╭──

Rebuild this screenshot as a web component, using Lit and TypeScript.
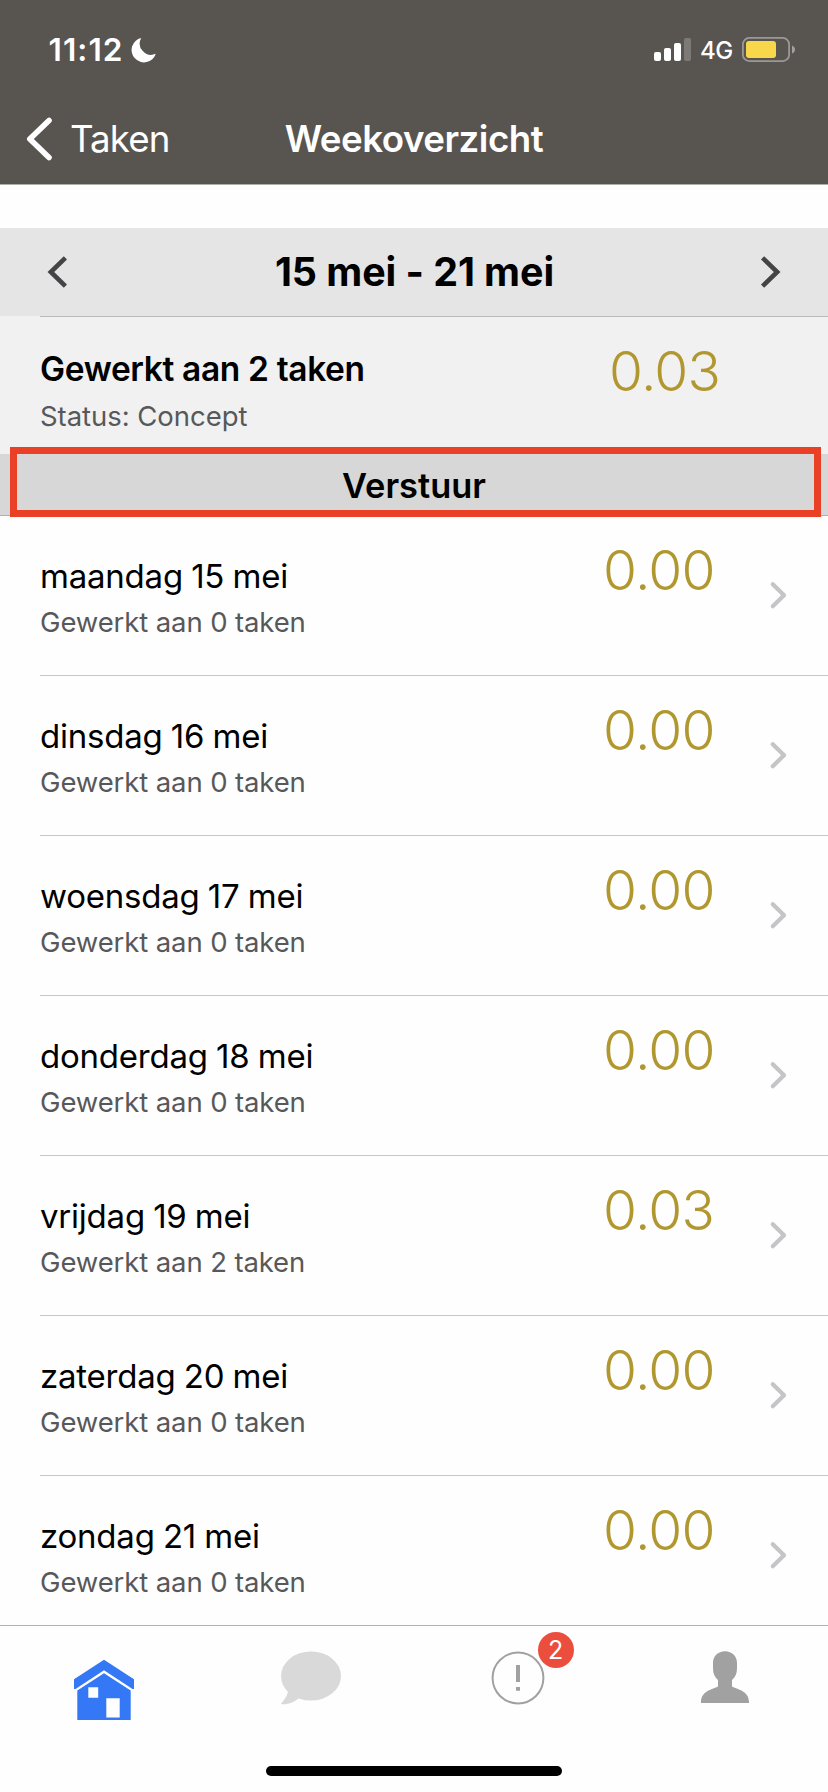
import { LitElement, html, css, svg } from "lit";
import { customElement, property, state } from "lit/decorators.js";

interface Day {
  label: string;
  tasks: number;
  hours: string;
}

@customElement("day-row")
class DayRow extends LitElement {
  @property({ attribute: false }) day!: Day;

  static styles = css`
    :host {
      display: flex;
      height: 160px;
      box-sizing: border-box;
      margin-left: 40px;
      border-bottom: 1px solid #c7c7c9;
      align-items: center;
    }
    .text {
      flex: 1;
      align-self: flex-start;
      padding-top: 40px;
    }
    .name {
      font-size: 33px;
      line-height: 40px;
      letter-spacing: -0.22px;
      word-spacing: -0.8px;
      color: #000;
    }
    .sub {
      margin-top: 6px;
      font-size: 27.5px;
      line-height: 40px;
      letter-spacing: -0.12px;
      color: #58585a;
    }
    .hours {
      align-self: flex-start;
      padding-top: 24px;
      width: 112px;
      font-size: 55px;
      line-height: 60px;
      font-weight: 300;
      letter-spacing: -0.7px;
      color: #b1972f;
    }
    .chevron {
      display: block;
      margin: 0 41px 1px 54px;
    }
  `;

  render() {
    return html`
      <div class="text">
        <div class="name">${this.day.label}</div>
        <div class="sub">Gewerkt aan ${this.day.tasks} taken</div>
      </div>
      <div class="hours">${this.day.hours}</div>
      <svg class="chevron" width="18" height="30" viewBox="0 0 18 30">
        <path d="M3.8 4.2 15 15.2 3.8 26.2" fill="none" stroke="#c5c5c7" stroke-width="4.2" stroke-linecap="round" stroke-linejoin="round" />
      </svg>
    `;
  }
}

@customElement("app-root")
class AppRoot extends LitElement {
  @state() private days: Day[] = [
    { label: "maandag 15 mei", tasks: 0, hours: "0.00" },
    { label: "dinsdag 16 mei", tasks: 0, hours: "0.00" },
    { label: "woensdag 17 mei", tasks: 0, hours: "0.00" },
    { label: "donderdag 18 mei", tasks: 0, hours: "0.00" },
    { label: "vrijdag 19 mei", tasks: 2, hours: "0.03" },
    { label: "zaterdag 20 mei", tasks: 0, hours: "0.00" },
    { label: "zondag 21 mei", tasks: 0, hours: "0.00" },
  ];

  static styles = css`
    :host {
      display: flex;
      flex-direction: column;
      width: 828px;
      height: 1792px;
      overflow: hidden;
      background: #fefefe;
      color: #000;
      font-family: Inter, "Liberation Sans", sans-serif;
      white-space: nowrap;
    }
    svg {
      display: block;
    }
    .top {
      flex: none;
      height: 184px;
      background: #585450;
      border-bottom: 1px solid #b0aeac;
      color: #fff;
    }
    .status {
      display: flex;
      height: 99px;
      align-items: center;
      padding: 0 32px 0 48.5px;
    }
    .clock {
      font-size: 31.6px;
      line-height: 40px;
      font-weight: 600;
      letter-spacing: 1.05px;
      width: 80px;
    }
    .signal {
      margin-left: auto;
    }
    .network {
      font-size: 24px;
      line-height: 30px;
      font-weight: 450;
      letter-spacing: -0.4px;
      width: 42px;
      padding: 2px 0 0 8px;
    }
    .nav {
      display: grid;
      grid-template-columns: 1fr auto 1fr;
      height: 80px;
      align-items: center;
    }
    .back {
      display: flex;
      align-items: center;
      padding-left: 24px;
      gap: 16px;
      font-size: 36.7px;
      line-height: 44px;
      font-weight: 400;
      letter-spacing: -0.9px;
    }
    .title {
      font-size: 36.7px;
      line-height: 44px;
      font-weight: 600;
      letter-spacing: -0.5px;
    }
    .week {
      flex: none;
      display: flex;
      align-items: center;
      justify-content: space-between;
      height: 88px;
      margin-top: 43px;
      padding: 0 43px 0 44px;
      background: #e5e5e5;
      font-size: 39.4px;
      line-height: 48px;
      font-weight: 700;
      letter-spacing: -0.05px;
    }
    .summary {
      flex: none;
      display: flex;
      height: 138px;
      box-sizing: border-box;
      background: linear-gradient(#b9b9bb, #b9b9bb) 40px 0 / 100% 1px no-repeat #f1f1f1;
      padding-left: 40px;
    }
    .summary-text {
      flex: 1;
      padding-top: 33px;
    }
    .summary-title {
      font-size: 33.5px;
      line-height: 40px;
      font-weight: 600;
      letter-spacing: -0.36px;
    }
    .summary-sub {
      margin-top: 7px;
      font-size: 27.5px;
      line-height: 40px;
      letter-spacing: -0.04px;
      color: #58585a;
    }
    .total {
      width: 219px;
      padding-top: 25px;
      font-size: 55px;
      line-height: 60px;
      font-weight: 300;
      letter-spacing: -0.7px;
      color: #b1972f;
    }
    .send {
      flex: none;
      position: relative;
      height: 62px;
      box-sizing: border-box;
      border-bottom: 1px solid #b0b0b2;
      background: #d7d7d7;
      text-align: center;
      font-size: 34.4px;
      line-height: 63px;
      font-weight: 600;
    }
    .highlight {
      position: absolute;
      left: 10px;
      right: 7.5px;
      top: -7.5px;
      height: 70.5px;
      box-sizing: border-box;
      border: 7px solid #ea4025;
    }
    .days {
      flex: 1;
      min-height: 0;
      overflow: hidden;
    }
    .tabs {
      flex: none;
      display: grid;
      grid-template-columns: repeat(4, 1fr);
      justify-items: center;
      height: 140px;
      box-sizing: border-box;
      padding-top: 24px;
      border-top: 1px solid #b1b1b3;
    }
    .tab {
      position: relative;
      width: 60px;
      height: 72px;
    }
    .badge {
      position: absolute;
      left: 50px;
      top: -18px;
      width: 36px;
      height: 36px;
      border-radius: 50%;
      background: #eb4e3d;
      color: #fff;
      text-align: center;
      font-size: 25px;
      line-height: 36px;
    }
    .home {
      flex: none;
      width: 296px;
      height: 10px;
      margin: 1px auto 16px;
      border-radius: 5px;
      background: #000;
    }
  `;

  private weekArrow(d: string) {
    return html`<svg width="40" height="40" viewBox="0 0 40 40">${svg`<path d=${d} fill="none" stroke="#444446" stroke-width="4.6" />`}</svg>`;
  }

  render() {
    return html`
      <header class="top">
        <div class="status">
          <div class="clock">11:12</div>
          <svg width="30" height="30" viewBox="0 0 30 30">
            <path d="M12.2 2.9A12.4 12.4 0 1 0 26.8 18.8A11.4 11.4 0 0 1 12.2 2.9Z" fill="#fff" />
          </svg>
          <svg class="signal" width="38" height="26" viewBox="0 0 38 26" fill="#fff">
            <rect x="0" y="15" width="7" height="9" rx="2" />
            <rect x="10" y="11" width="7" height="13" rx="2" />
            <rect x="20" y="6" width="7" height="18" rx="2" />
            <rect x="30" y="1" width="7" height="23" rx="2" opacity=".22" />
          </svg>
          <div class="network">4G</div>
          <svg width="54" height="26" viewBox="0 0 54 26">
            <rect x=".9" y=".9" width="46.2" height="23.2" rx="6.4" fill="none" stroke="#9b9896" stroke-width="1.8" />
            <rect x="4" y="4" width="30" height="17" rx="3" fill="#f8d74a" />
            <path d="M50 8.4c1.9.7 3 2.3 3 4.1s-1.1 3.4-3 4.1z" fill="#a3a09e" />
          </svg>
        </div>
        <div class="nav">
          <div class="back">
            <svg width="30" height="44" viewBox="0 0 30 44">
              <path d="M25 3.5 5.8 22 25 40.5" fill="none" stroke="#fff" stroke-width="5.6" stroke-linecap="round" stroke-linejoin="round" />
            </svg>
            <span>Taken</span>
          </div>
          <div class="title">Weekoverzicht</div>
        </div>
      </header>

      <div class="week">
        ${this.weekArrow("M21.4 5.8 6.8 20 21.4 34.2")}
        <span>15 mei - 21 mei</span>
        ${this.weekArrow("M17.6 5.8 32.2 20 17.6 34.2")}
      </div>

      <section class="summary">
        <div class="summary-text">
          <div class="summary-title">Gewerkt aan 2 taken</div>
          <div class="summary-sub">Status: Concept</div>
        </div>
        <div class="total">0.03</div>
      </section>

      <div class="send">
        Verstuur
        <div class="highlight"></div>
      </div>

      <main class="days">${this.days.map((day) => html`<day-row .day=${day}></day-row>`)}</main>

      <nav class="tabs">
        <div class="tab">
          <svg width="60" height="72" viewBox="0 0 60 72" fill="#3478f6">
            <path d="M30 9.8 60 29.3V39H58.5L30 20.3 1.5 39H0V29.3Z" />
            <path fill-rule="evenodd" d="M30 23.2 56.7 40.6V70H3.3V40.6ZM14.3 37.3V47.7H24.2V37.3ZM32.3 48.3V67.5H45.7V48.3Z" />
          </svg>
        </div>
        <div class="tab">
          <svg width="60" height="72" viewBox="0 0 60 72" fill="#d9d9d9">
            <ellipse cx="30" cy="26" rx="30" ry="24.5" />
            <path d="M7 41C6.500 45.500 3.500 50 .2 53.200 0 54 .5 54.300 2 54.300 9 54.300 14 51.500 18 48Z" />
          </svg>
        </div>
        <div class="tab">
          <svg width="60" height="72" viewBox="0 0 60 72" fill="#a1a1a1">
            <circle cx="30" cy="28" r="25.4" fill="none" stroke="#a1a1a1" stroke-width="2" />
            <path d="M28 15h4v17h-4zM28 37h4v3.7h-4z" />
          </svg>
          <div class="badge">2</div>
        </div>
        <div class="tab">
          <svg width="60" height="72" viewBox="0 0 60 72" fill="#a1a1a1">
            <path d="M30 1.300C37 1.300 42 6.300 42 13V18.500C42 23.500 40.300 27.300 37 30V36.500C42 39.500 54 40.500 54 52V53H6V52C6 40.500 18 39.500 23 36.500V30C19.700 27.300 18 23.500 18 18.500V13C18 6.300 23 1.300 30 1.300Z" />
          </svg>
        </div>
      </nav>
      <div class="home"></div>
    `;
  }
}
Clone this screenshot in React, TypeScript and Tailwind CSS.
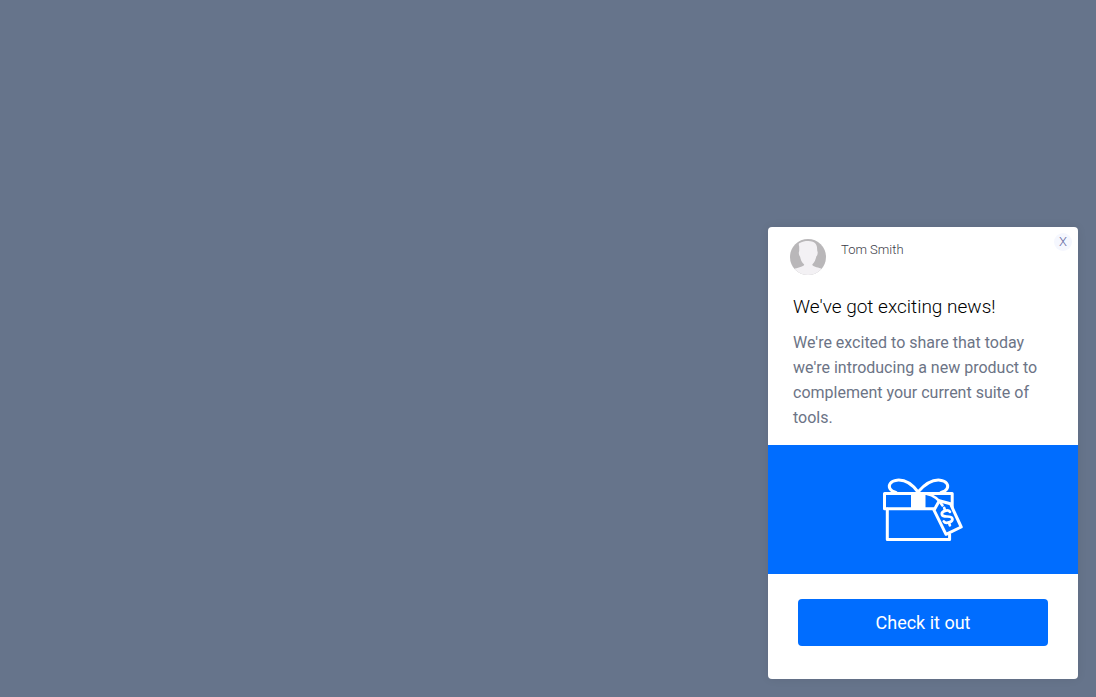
import React from "react";

function Avatar() {
  return (
    <svg viewBox="0 0 36 36" className="size-9 shrink-0" role="img" aria-label="Tom Smith">
      <defs>
        <clipPath id="avatar-circle">
          <circle cx="18" cy="18" r="18" />
        </clipPath>
      </defs>
      <g clipPath="url(#avatar-circle)">
        <rect width="36" height="36" fill="#b9b7b9" />
        <path
          d="M9.2 4.2 C12 2.6 15 2 18.5 2 C23.5 2 27 4.8 27 8.6 L27.3 12 C28.2 13.4 27.6 16 26.3 17.6 C25.6 21 24.5 23.4 22.3 25.4 C22.2 27.6 27 28 31 29.6 L36 36 H0 L5 29.6 C9 28 14.2 27.6 14.2 25.4 C11.6 23.6 10.6 20.6 10.1 17.8 C8.8 16 8.4 13.6 9.2 12 V7.6 C9.2 6.6 8.2 5.4 9.2 4.2 Z"
          fill="#f3f1f4"
        />
      </g>
    </svg>
  );
}

function GiftIcon() {
  return (
    <svg
      viewBox="12 11.5 82 66"
      className="h-[66px] w-[82px]"
      fill="none"
      stroke="#ffffff"
      strokeWidth="3"
      strokeLinejoin="round"
      strokeLinecap="round"
      aria-hidden="true"
    >
      <path d="M48 26.5 C42 18.5 34 14 27 14.7 C20.5 15.4 18 19.5 20 23.2 C21 25.2 23.5 26.3 26 27" />
      <path d="M48 26.5 C55 18.5 63 14 70 14.7 C76.5 15.4 79 19.5 77 23.2 C76 25.2 73.5 26.3 71 27" />
      <path d="M14.5 27.9 H82.2 V43.3 H14.5 Z" />
      <path d="M17.3 43.5 V74 H79.6 V69" />
      <rect x="41" y="27" width="14.5" height="17.5" fill="#ffffff" stroke="none" />
      <path d="M69.3 35.2 L80.4 38.2 L91.2 61.5 L76 68.8 L64 44.7 Z" fill="#006dff" />
      <path d="M57 28.5 C62 29.5 68 32.5 72.5 40" strokeWidth="2.6" />
      <g transform="translate(77 51) rotate(-18)" strokeWidth="2.7">
        <path d="M4.2 -3.6 C3.4 -6.8 -4.2 -7 -4.2 -3.2 C-4.2 0.6 4.4 -0.6 4.4 3.4 C4.4 7.2 -3.8 7 -4.5 3.6" />
        <path d="M0 -9 V-6 M0 6.4 V9.2" />
      </g>
    </svg>
  );
}

export default function App() {
  return (
    <main className="flex min-h-screen items-end justify-end bg-[#66748b] p-[18px] font-['Roboto',sans-serif]">
      <section
        role="dialog"
        aria-labelledby="news-title"
        className="w-full max-w-[310px] overflow-hidden rounded-[4px] bg-white shadow-[0_0_10px_rgba(0,0,0,0.08)]"
      >
        <header className="flex items-start pt-3 pr-1.5 pl-[22px]">
          <Avatar />
          <span className="ml-[15px] grow pt-0.5 text-[13px] leading-[18px] font-[350] text-[#3c3c48]">Tom Smith</span>
          <button
            type="button"
            aria-label="Close"
            className="-mt-1.5 flex size-[18px] items-center justify-center rounded-full bg-[#f5f7fe] text-[13px] leading-[18px] font-[350] text-[#6468a0]"
          >
            X
          </button>
        </header>

        <div className="px-[25px] pt-5 pb-[15px]">
          <h1 id="news-title" className="text-[19px] leading-6 font-[350] text-black">
            We've got exciting news!
          </h1>
          <p className="mt-[11px] text-[16px] leading-[25px] text-[#6c7486]">
            We're excited to share that today we're introducing a new product to complement your current suite of
            tools.
          </p>
        </div>

        <div className="flex h-[129px] items-center justify-center bg-[#006dff]">
          <GiftIcon />
        </div>

        <footer className="px-[30px] pt-[25px] pb-[33px]">
          <button
            type="button"
            className="h-[47px] w-full rounded-[4px] bg-[#006dff] text-[18px] leading-6 text-white"
          >
            Check it out
          </button>
        </footer>
      </section>
    </main>
  );
}
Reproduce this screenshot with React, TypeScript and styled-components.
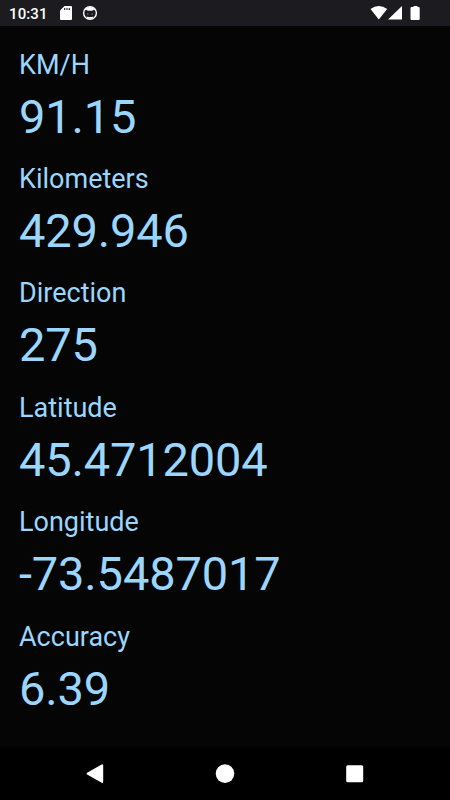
import React from "react";
import styled, { createGlobalStyle } from "styled-components";

const GlobalStyle = createGlobalStyle`
  body { margin: 0; background: #050505; font-family: Roboto, sans-serif; }
`;
const Screen = styled.div`
  display: flex; flex-direction: column; width: 450px; height: 800px; background: #050505; overflow: hidden;
`;
const StatusBar = styled.header`
  display: flex; align-items: center; height: 26px; box-sizing: border-box; padding: 0 30px 0 9px;
  background: #1b1b20; color: #fff;
`;
const Clock = styled.span`
  width: 51px; padding-top: 2px; font-size: 15px; line-height: 24px; font-weight: 500; letter-spacing: 0.1px;
`;
const SystemIcons = styled.div`
  margin-left: auto; display: flex; align-items: center;
`;
const Readings = styled.main`
  flex: 1; padding: 20.6px 19px 0;
`;
const Reading = styled.section`
  height: 114.4px; color: #9bd6ff;
`;
const Label = styled.div`
  font-size: 27px; line-height: 36px;
`;
const Value = styled.div`
  font-size: 47px; line-height: 68px; letter-spacing: -0.15px;
`;
const NavBar = styled.nav`
  height: 53px; background: #000; display: grid; grid-template-columns: repeat(3, 130px);
  justify-content: center; align-items: center; justify-items: center;
`;

const readings = [
  ["KM/H", "91.15"],
  ["Kilometers", "429.946"],
  ["Direction", "275"],
  ["Latitude", "45.4712004"],
  ["Longitude", "-73.5487017"],
  ["Accuracy", "6.39"],
];

export default function App() {
  return (
    <Screen>
      <GlobalStyle />
      <StatusBar>
        <Clock>10:31</Clock>
        <svg width="40" height="26">
          <path d="M4.5 6H11a1 1 0 0 1 1 1v12a1 1 0 0 1-1 1H1a1 1 0 0 1-1-1v-8.5z" fill="#fff" />
          <path d="M4.7 8v2M7 8v2M9.3 8v2" stroke="#1b1b20" strokeWidth="1.1" />
          <circle cx="30" cy="13" r="6.4" fill="none" stroke="#fff" strokeWidth="1.4" />
          <path d="M24.5 10.8Q26 7 30 7t5.5 3.8L33.7 9.8l-1.5 1h-4.4l-1.5-1zM26.5 16.5q3.5 1 7 0l-1.2 2.2h-4.6z" fill="#fff" />
          <path d="M27 14h1.5M31.5 14H33" stroke="#888" />
        </svg>
        <SystemIcons>
          <svg width="50" height="26" fill="#fff">
            <path d="M.5 9Q8.8 3 17.2 9L8.8 19.6zM18 19.5L32 6v13.5zM41.5 7h2V6h4v1h1.2a1 1 0 0 1 1 1V19a1 1 0 0 1-1 1h-7.2a1 1 0 0 1-1-1V8a1 1 0 0 1 1-1z" />
          </svg>
        </SystemIcons>
      </StatusBar>
      <Readings>
        {readings.map(([label, value]) => (
          <Reading key={label}>
            <Label>{label}</Label>
            <Value>{value}</Value>
          </Reading>
        ))}
      </Readings>
      <NavBar>
        <svg width="20" height="20" fill="#fff" stroke="#fff" strokeWidth="2" strokeLinejoin="round"><path d="M2.6 9.7L17.2 1.4V18z" /></svg>
        <svg width="20" height="20" fill="#fff"><circle cx="10" cy="9.6" r="9.3" /></svg>
        <svg width="20" height="20" fill="#fff"><rect x="1.2" y="1.2" width="17" height="17" rx="1.5" /></svg>
      </NavBar>
    </Screen>
  );
}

╰──

Using the material above, copy every line in which the string "screenshot" occurs.

**Correct result:**
Rebuild this screenshot as a web component, using Lit and TypeScript.
Clone this screenshot in React, TypeScript and Tailwind CSS.
Reproduce this screenshot with React, TypeScript and styled-components.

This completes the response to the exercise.